# OVERVIEW

We will use Python to simulate taking a random sample of 20 districts in each state and conduct a two-sample t-test based on the sample data

In [1]:
import pandas as pd
from scipy import stats

education_districtwise = pd.read_csv("education_districtwise.csv")
education_districtwise = education_districtwise.dropna()

## EXPLORE THE DATA

We are going to use STATE21 and STATE28 as our examples. 

In [3]:
state21 = education_districtwise[education_districtwise['STATNAME'] == 'STATE21']
state28 = education_districtwise[education_districtwise['STATNAME'] == 'STATE28']

## SIMULATE RANDOM SAMPLING


Now that you have organized your data, use the `sample()` function to take a random sample of 20 districts from each state. First, name a new variable: `sampled_state21`. Then, enter the arguments of the `sample()` function. 

*   `n`: Your sample size is `20`. 
*   `replace`: Choose `True` because you are sampling with replacement.
*   `random_state`: Choose an arbitrary number for the random seed – how about `13490`. 

In [5]:
sampled_state21 = state21.sample(n = 20,
                                replace = True,
                                random_state = 13490)

sampled_state28 = state28.sample(n = 20,
                                replace = True,
                                random_state = 39103)

## COMPUTE THE MEANS

In [8]:
sampled_state21['OVERALL_LI'].mean()

70.82900000000001

In [9]:
sampled_state28['OVERALL_LI']. mean()

64.60100000000001

STATE21 has a mean district literacy rate of about **70.8%**, while STATE28 has a mean district literacy rate of about **64.6%**.

Based on your sample data, the observed difference between the mean district literacy rates of STATE21 and STATE28 is 6.2 percentage points (70.8% - 64.6%). 
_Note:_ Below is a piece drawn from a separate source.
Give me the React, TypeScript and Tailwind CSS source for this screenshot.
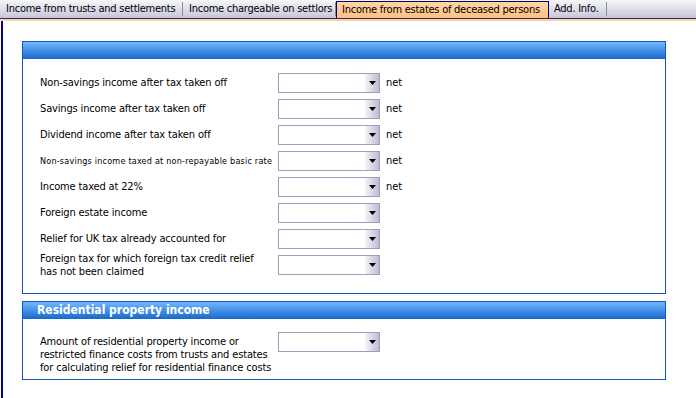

Due to sample variability, this observed difference might simple be due to chance, rather than an actual difference in the corresponding population means. A hypothesis test can help us determine whether or not this difference is statistically significant.

## CONDUCT A HYPOTHESIS TEST

### State the null hypothesis 

- 𝐻0: There is no difference in the mean district literacy rates between STATE21 and STATE28.
- 𝐻𝐴: There is a difference in the mean district literacy rates between STATE21 and STATE28.

### Choose the significance level

- standard level of 5% (0.05)

### Find the p-value

**P-value** refers to the probability of observing results as or more extreme than those observed when the null hypothesis is true.

Based on your sample data, the difference between the mean district literacy rates of STATE21 and STATE28 is 6.2 percentage points. Your null hypothesis claims that this difference is due to chance. Your p-value is the probability of observing an absolute difference in sample means that is 6.2 or greater *if* the null hypothesis is true. If the probability of this outcome is very unlikely—in particular, if your p-value is *less than* your significance level of 5%— then you will reject the null hypothesis.

In [10]:
stats.ttest_ind(a = sampled_state21['OVERALL_LI'],
               b = sampled_state28['OVERALL_LI'],
               equal_var = False)

Ttest_indResult(statistic=2.8980444277268735, pvalue=0.0064217191427652365)

***p-value = 0.0064 // 0.64% *** 

Meaning --> there is only a 0.64% probability that the absolute difference between the two mean district literacy rates would be 6.2% or greater if the null hypothesis was true. That is, it is highly unlikely that the difference in the two means is due to chance. 

### Reject or fail to reject the null hypothesis

To draw a conclusion, compare your p-value with the significance level:

- if the p-value is less than the significance level, you can conclude that there is a statistically significant difference in the mean district literacy rates between STATE21 and STATE28 --> **Reject the null hypothesis**
- if the p-value is greater than the significance level, you can conclude that there is *not* a statistically significant difference in the mean district literacy rates between STATE21 and STATE28 --> **Fail to reject the null hypothesis**

The p-value of our data is **0.0064** which is less htan the threshold of 0.05. Therefore, we can **reject the null hypothesis**  and we can say that there is a statistically signifcant difference between the mean district literacy rates of the two states.